I began on Ebay, of course. Nothing kills the hours like looking up bizarre items there. I found a sea green Olivetti typewriter that I neither need nor have a place for. I love my computer. I do. Just the thought of slinging my fingers at typewriter keys again (thequickredfoxthequickredfox) makes me a little edgy. Remember correction paper? Enough said. Just because I’m technologically spoiled now doesn’t mean I can’t appreciate a gorgeous, industrial-age typewriter. This one in particular is just sexy.

A few clicks later I stumbled across A Good Blog is Hard to Find. What a delightful gaggle of southern writers! A good blog is hard to find, but this one had me instantly. I’m still pouring over past posts trying to catch up a bit. Another southern writing group blog (grog?) that you must immediately see is The Debutante Ball, a collection of southern writing women whose books are debuting this year. The group changes yearly to let in another crop of freshly publisheds – kind of a literary Junior League.

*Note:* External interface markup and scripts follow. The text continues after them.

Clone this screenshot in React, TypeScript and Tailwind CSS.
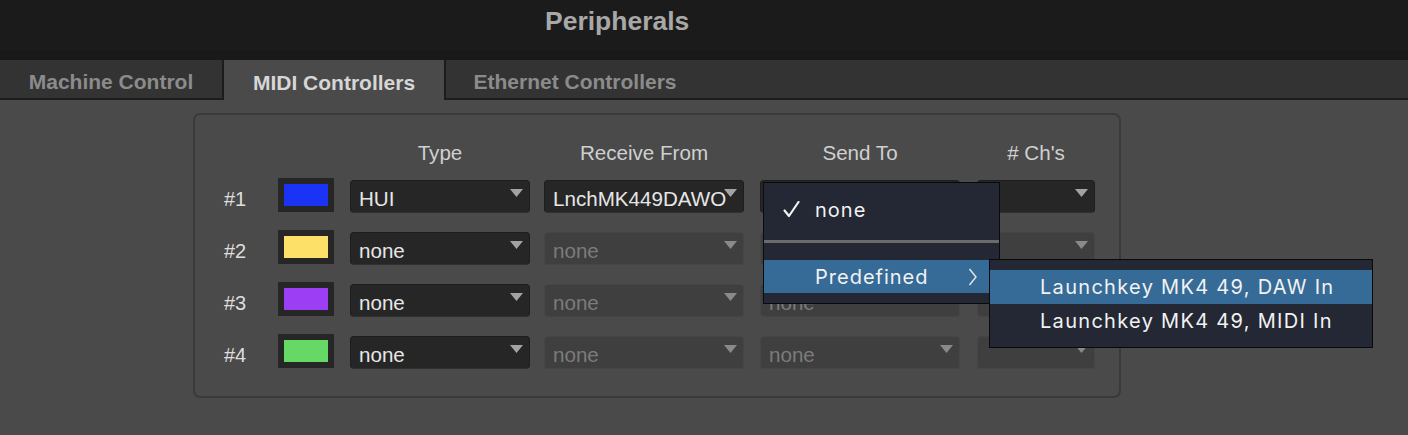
import React from "react";

type Row = {
  n: string;
  swatch: string;
  type: string;
  recv: string;
  recvDis: boolean;
  send: string;
  sendDis: boolean;
  chDis: boolean;
};

const rows: Row[] = [
  { n: "#1", swatch: "bg-[#1a33f5]", type: "HUI", recv: "LnchMK449DAWO", recvDis: false, send: "none", sendDis: false, chDis: false },
  { n: "#2", swatch: "bg-[#fce067]", type: "none", recv: "none", recvDis: true, send: "none", sendDis: true, chDis: true },
  { n: "#3", swatch: "bg-[#9c3ff4]", type: "none", recv: "none", recvDis: true, send: "none", sendDis: true, chDis: true },
  { n: "#4", swatch: "bg-[#66d866]", type: "none", recv: "none", recvDis: true, send: "none", sendDis: true, chDis: true },
];

function Arrow({ disabled }: { disabled?: boolean }) {
  return (
    <svg className="absolute right-[6px] top-[8px]" width="13" height="8" viewBox="0 0 13 8">
      <path d="M0 0H13L6.5 8Z" fill={disabled ? "#8a8a8a" : "#a3a3a3"} />
    </svg>
  );
}

function Select({ w, text, disabled }: { w: string; text: string; disabled?: boolean }) {
  return (
    <div
      className={`relative h-[33px] shrink-0 rounded-[4px] overflow-hidden whitespace-nowrap flex items-center pl-[8px] pt-[5px] text-[20.6px] leading-none ${w} ${
        disabled
          ? "bg-[#3f3f3f] border border-[#454545] text-[#7b7b7b]"
          : "bg-[#262626] border border-[#1e1e1e] border-b-[#303030] text-[#e6e6e6]"
      }`}
    >
      {text}
      <Arrow disabled={disabled} />
    </div>
  );
}

export default function App() {
  return (
    <div
      className="relative w-[1408px] h-[435px] overflow-hidden bg-[#4a4a4a]"
      style={{ fontFamily: '"Liberation Sans", Arial, sans-serif' }}
    >
      {/* Title bar */}
      <div className="h-[50px] bg-[#1b1b1b] pl-[545px] pt-[7px]">
        <div className="text-[26.5px] leading-[28px] font-bold text-[#a8a8a8]">Peripherals</div>
      </div>
      <div className="h-[10px] bg-[#191919]" />

      {/* Tabs */}
      <div className="flex h-[40px] bg-[#333333]">
        <div className="w-[224px] border-r-2 border-b-2 border-[#1c1c1c] flex items-center justify-center pt-[6px] text-[21px] font-bold text-[#8b8b8b]">
          Machine Control
        </div>
        <div className="w-[220px] bg-[#4a4a4a] flex items-center justify-center pt-[6px] text-[21px] font-bold text-[#d6d6d6]">
          MIDI Controllers
        </div>
        <div className="flex-1 flex border-b-2 border-[#1c1c1c]">
          <div className="w-[260px] border-l-2 border-[#1c1c1c] flex items-center justify-center pt-[6px] text-[21px] font-bold text-[#8b8b8b]">
            Ethernet Controllers
          </div>
        </div>
      </div>

      {/* Content */}
      <div className="pt-[13px] pl-[193px]">
        <div className="w-[928px] h-[285px] border-2 border-[#3a3a3a] rounded-[7px] pt-[26px] pl-[29px]">
          {/* headers */}
          <div className="flex h-[24px] leading-[24px] text-[20.6px] text-[#d0d0d0]">
            <div className="w-[54px]" />
            <div className="w-[56px]" />
            <div className="w-[180px] ml-[16px] text-center">Type</div>
            <div className="w-[200px] ml-[14px] text-center">Receive From</div>
            <div className="w-[200px] ml-[16px] text-center">Send To</div>
            <div className="w-[118px] ml-[17px] text-center">{"# Ch's"}</div>
          </div>
          <div className="mt-[15px] flex flex-col gap-[19px]">
            {rows.map((r) => (
              <div key={r.n} className="flex items-start h-[33px]">
                <div className="w-[54px] h-[33px] flex items-center pt-[5px] leading-none text-[20px] text-[#dedede]">
                  {r.n}
                </div>
                <div className="w-[56px] h-[34px] -mt-[2px] bg-[#262626] p-[6px] shrink-0">
                  <div className={`w-full h-full ${r.swatch}`} />
                </div>
                <div className="ml-[16px]">
                  <Select w="w-[180px]" text={r.type} />
                </div>
                <div className="ml-[14px]">
                  <Select w="w-[200px]" text={r.recv} disabled={r.recvDis} />
                </div>
                <div className="ml-[16px]">
                  <Select w="w-[200px]" text={r.send} disabled={r.sendDis} />
                </div>
                <div className="ml-[17px]">
                  <Select w="w-[118px]" text="" disabled={r.chDis} />
                </div>
              </div>
            ))}
          </div>
        </div>
      </div>

      {/* Popup menu */}
      <div
        className="absolute left-[763px] top-[182px] w-[237px] h-[122px] bg-[#232834] border border-[#0a0a0a] pt-[10px] text-[20px] tracking-[1px] text-[#f2f2f2]"
        style={{ fontFamily: 'Inter, "DejaVu Sans", sans-serif' }}
      >
        <div className="relative h-[33px] flex items-center pl-[51px]">
          <svg className="absolute left-[19px] top-[8px]" width="17" height="17" viewBox="0 0 17 17">
            <path d="M1.5 9.5L6 15L15.5 1" fill="none" stroke="#f2f2f2" strokeWidth="2.2" strokeLinecap="round" strokeLinejoin="round" />
          </svg>
          none
        </div>
        <div className="mt-[14px] h-[3px] bg-[#6b6b6b]" />
        <div className="mt-[17px] relative h-[33px] bg-[#366b97] flex items-center pl-[51px]">
          Predefined
          <svg className="absolute left-[204px] top-[8px]" width="10" height="18" viewBox="0 0 10 18">
            <path d="M1.5 1L8 9L1.5 17" fill="none" stroke="#e8e8e8" strokeWidth="1.4" />
          </svg>
        </div>
      </div>

      {/* Submenu */}
      <div
        className="absolute left-[989px] top-[259px] w-[384px] h-[89px] bg-[#232834] border border-[#0a0a0a] pt-[10px] text-[20px] tracking-[1.3px] text-[#f2f2f2]"
        style={{ fontFamily: 'Inter, "DejaVu Sans", sans-serif' }}
      >
        <div className="h-[34px] bg-[#366b97] flex items-center pl-[50px]">Launchkey MK4 49, DAW In</div>
        <div className="h-[34px] flex items-center pl-[50px]">Launchkey MK4 49, MIDI In</div>
      </div>
    </div>
  );
}
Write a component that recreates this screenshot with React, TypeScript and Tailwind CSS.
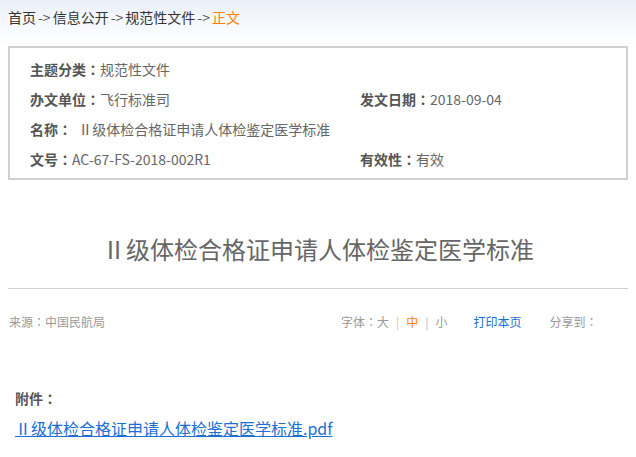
const fontStack = "font-['Noto_Sans_CJK_SC','Noto_Sans',sans-serif]";

// centred full-width colon, as in the reference
function Colon() {
  return <span className="font-['Noto_Sans_CJK_JP','Noto_Sans_CJK_SC',sans-serif]">：</span>;
}

function InfoItem({ label, value }: { label: string; value: string }) {
  return (
    <div className="flex items-center h-[30px] leading-[30px] text-[14px] whitespace-nowrap">
      <span className="font-bold text-[#555]">
        {label}
        <Colon />
      </span>
      <span className="text-[#666] whitespace-pre">{value}</span>
    </div>
  );
}

function Arrow() {
  return <span className="px-[2px] text-[#555]">-&gt;</span>;
}

export default function App() {
  return (
    <div className={`w-[636px] h-[457px] overflow-hidden bg-white ${fontStack}`}>
      {/* breadcrumb */}
      <div className="h-[46px] pt-[7px] px-2 bg-gradient-to-b from-[#eaf0f8] via-[#f6f8fc] to-white">
        <div className="text-[14px] leading-[20px] text-[#333] whitespace-nowrap">
          <span>首页</span>
          <Arrow />
          <span>信息公开</span>
          <Arrow />
          <span>规范性文件</span>
          <Arrow />
          <span className="text-[#ff8000]">正文</span>
        </div>
      </div>

      {/* meta box */}
      <div className="mx-2 w-[620px] h-[134px] border-2 border-[#d0d0d0] pt-[6px] pl-5">
        <div className="grid grid-cols-[330px_1fr]">
          <InfoItem label="主题分类" value="规范性文件" />
          <div />
          <InfoItem label="办文单位" value="飞行标准司" />
          <InfoItem label="发文日期" value="2018-09-04" />
          <div className="col-span-2">
            <InfoItem label="名称" value="  Ⅱ级体检合格证申请人体检鉴定医学标准" />
          </div>
          <InfoItem label="文号" value="AC-67-FS-2018-002R1" />
          <InfoItem label="有效性" value="有效" />
        </div>
      </div>

      {/* title */}
      <h1 className="pt-[55px] text-center text-[24px] leading-[28px] text-[#666] whitespace-nowrap">
        Ⅱ级体检合格证申请人体检鉴定医学标准
      </h1>
      <div className="mx-2 mt-[25px] border-t border-[#d0d0d0]" />

      {/* source / tools */}
      <div className="mt-[23px] pl-[9px] flex items-center text-[12px] leading-[20px] text-[#999] whitespace-nowrap">
        <span className="w-[332px]">
          来源<Colon />中国民航局
        </span>
        <span>
          字体<Colon />大
        </span>
        <span className="mx-[7px] text-[#f0b890]">|</span>
        <span className="text-[#ff8000]">中</span>
        <span className="mx-[7px] text-[#a8c0dc]">|</span>
        <span>小</span>
        <span className="ml-[26px] text-[#1a6fd6]">打印本页</span>
        <span className="ml-[28px]">
          分享到<Colon />
        </span>
      </div>

      {/* attachment */}
      <div className="mt-[56px] px-[15px]">
        <div className="text-[14px] leading-[20px] font-bold text-[#555]">
          附件<Colon />
        </div>
        <a href="#" className="block mt-[8px] text-[16px] leading-[24px] text-[#1a6fd6] underline whitespace-nowrap">
          Ⅱ级体检合格证申请人体检鉴定医学标准.pdf
        </a>
      </div>
    </div>
  );
}
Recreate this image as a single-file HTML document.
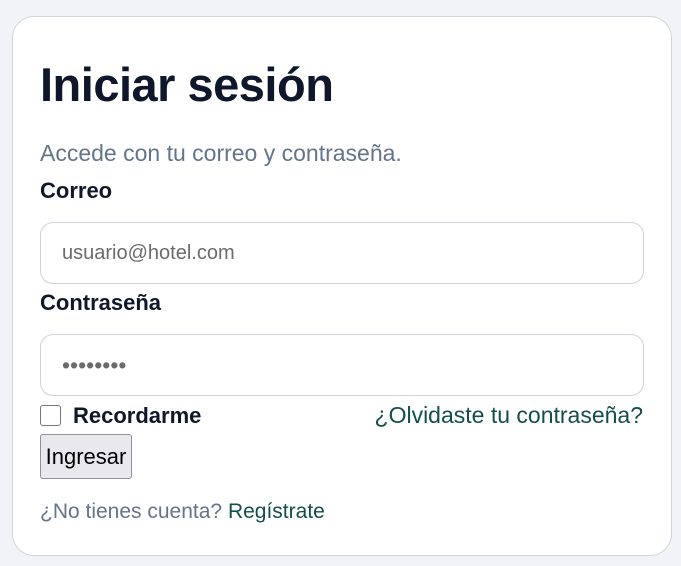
<!DOCTYPE html>
<html><head><meta charset="utf-8"><style>
*{box-sizing:border-box;margin:0;padding:0}
body{width:681px;height:566px;background:#f1f3f7;font-family:"Liberation Sans",sans-serif;position:relative;overflow:hidden}
.card{position:absolute;left:12px;top:16px;width:660px;height:540px;background:#fff;border:1px solid #cfd5dd;border-radius:22px}
.a{position:absolute;white-space:nowrap}
h1{position:absolute;left:40px;top:57px;font-size:47px;font-weight:bold;color:#0f172a;letter-spacing:-0.5px}
.sub{left:40px;top:140px;font-size:23px;color:#64748b}
.lbl{left:40px;font-size:22px;font-weight:bold;color:#0f172a}
.inp{position:absolute;left:40px;width:604px;height:62px;border:1px solid #cdd3da;border-radius:13px;font-size:20px;color:#6b6b6b;padding-left:21px;line-height:60px}
.cb{position:absolute;left:40px;top:405px;width:21px;height:21px;border:1.5px solid #767676;border-radius:3px;background:#fff}
.btn{position:absolute;left:40px;top:434px;width:92px;height:45px;background:#e9e9ed;border:1px solid #8f8f9d;border-radius:3px;font-size:22px;color:#000;line-height:43px;text-align:center}
</style></head><body>
<div class="card"></div>
<h1>Iniciar sesión</h1>
<div class="a sub">Accede con tu correo y contraseña.</div>
<div class="a lbl" style="top:178px">Correo</div>
<div class="inp" style="top:222px">usuario@hotel.com</div>
<div class="a lbl" style="top:290px">Contraseña</div>
<div class="inp" style="top:334px;font-size:23px">••••••••</div>
<div class="cb"></div>
<div class="a" style="left:73px;top:403px;font-size:22px;font-weight:bold;color:#0f172a">Recordarme</div>
<div class="a" style="right:38px;top:402px;font-size:23px;color:#134e4a">¿Olvidaste tu contraseña?</div>
<div class="btn">Ingresar</div>
<div class="a" style="left:40px;top:500px;font-size:21px;color:#64748b">¿No tienes cuenta? <span style="color:#134e4a">Regístrate</span></div>
</body></html>
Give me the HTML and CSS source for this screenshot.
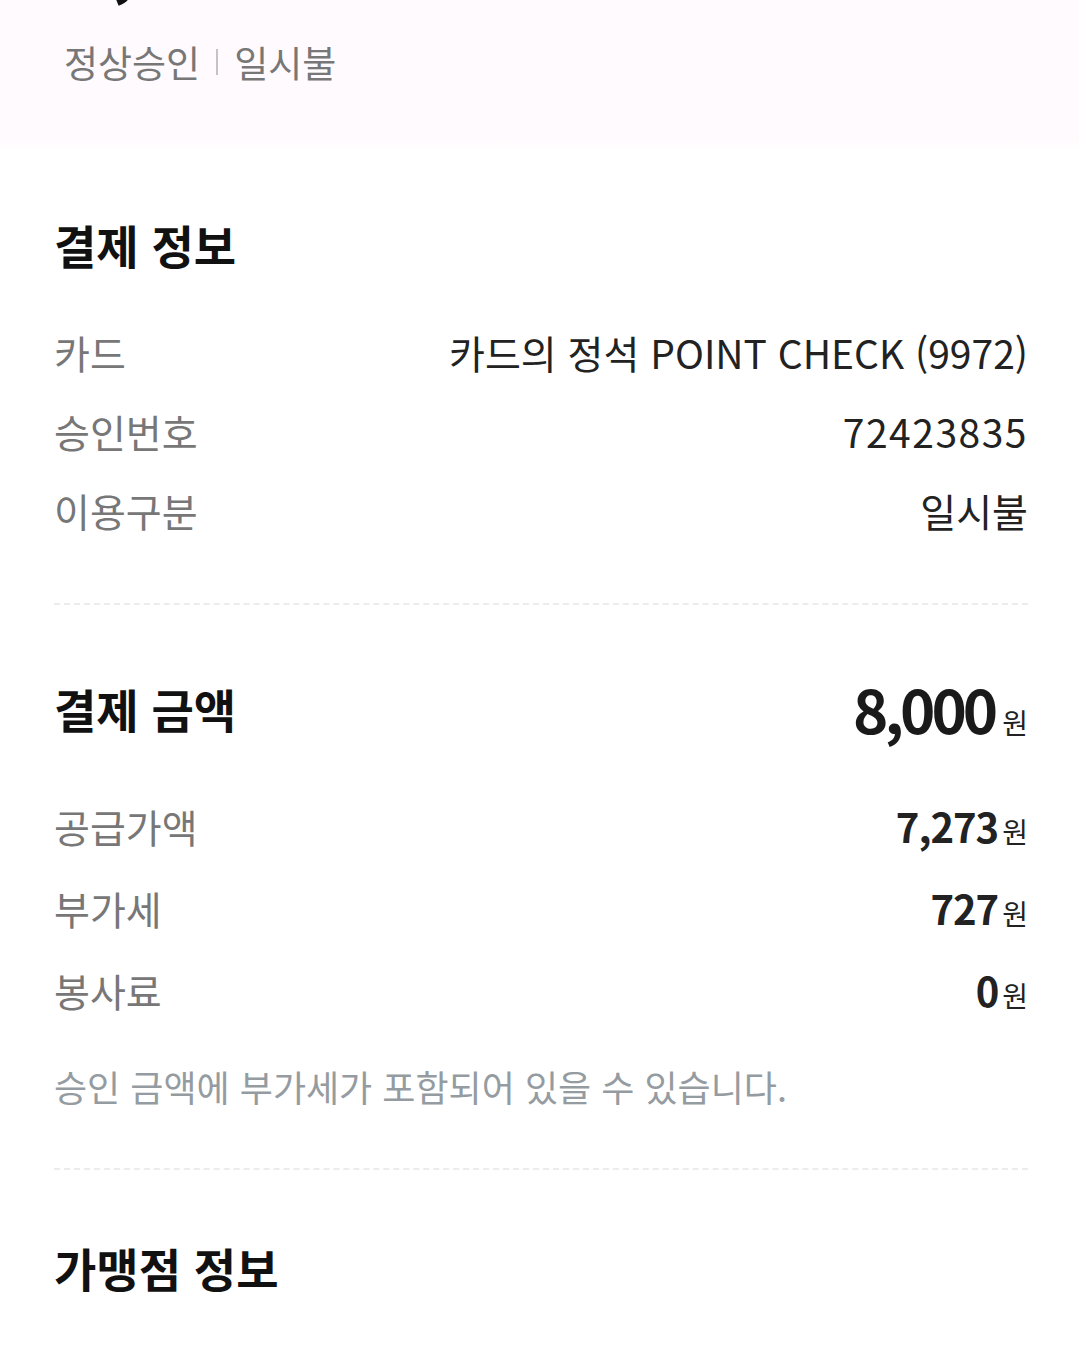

I howled at Knit1Read2‘s old post about southern hair, and the latest on downtown parades. Naturally, this led to Hair History, and to Hair Archives. All those meticulous vintage do’s – I tell you, I was born too late.

I know it’s a stretch to begin websurfing typewriters in Ebay, take a left at southern writing grogs, and finally end up howling over the definition of Full Gospel Hair. It’s a lovely way to avoid Christmas shopping, though, and I highly recommend it.